API 610 §6.1 defines the preferred operating region (POR) as 70% to 120% of best-efficiency-point (BEP) flow — the band where a centrifugal pump runs with low vibration and good reliability. The allowable operating region (AOR) is wider and is set by the vendor, bounded by an upper vibration limit, temperature rise, or other mechanical considerations. Rated flow should fall within 80% to 110% of BEP, and the end-of-curve flow is 120% of BEP.

What is the minimum continuous flow of a centrifugal pump?

Minimum continuous flow has two parts. Minimum continuous thermal flow is the flow below which the liquid temperature rise across the pump exceeds an allowable limit — estimated from a heat balance, ΔT (°F) = H·(1/η − 1)/(778.16·cp).
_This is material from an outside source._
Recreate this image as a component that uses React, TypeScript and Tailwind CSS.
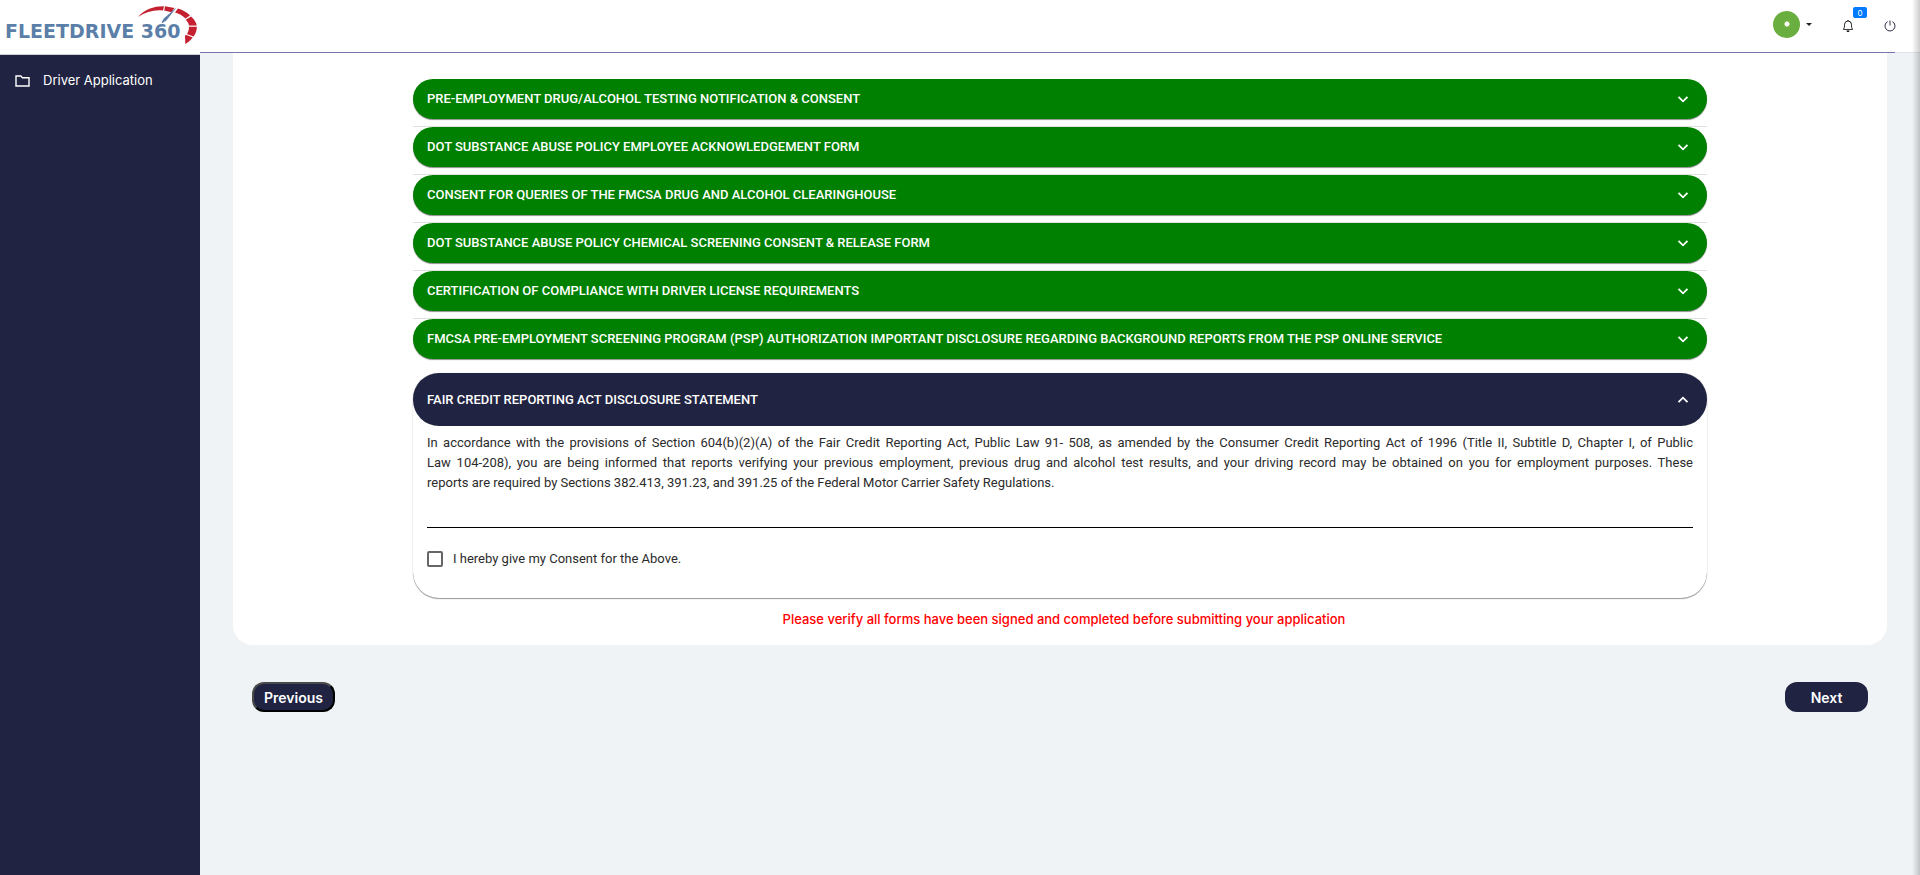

Minimum continuous stable flow (MCSF) is the hydraulic/mechanical limit below which recirculation causes unacceptable vibration; it is vendor-specified and rises with suction specific speed. The governing minimum is the larger of the two. API 610 gives no formula for MCSF.

Why does running a pump at low flow damage it?

Well below BEP, the impeller no longer matches the flow it was designed to pass. Suction and discharge recirculation form, producing high-energy eddies, pressure pulsations, cavitation-like damage, and elevated radial loads and vibration. At the same time the inefficiency heat is dumped into a smaller flow, so the liquid temperature rises and can flash. Sustained low-flow operation shortens seal, bearing, and impeller life — which is why a minimum-flow bypass or recirculation line is provided.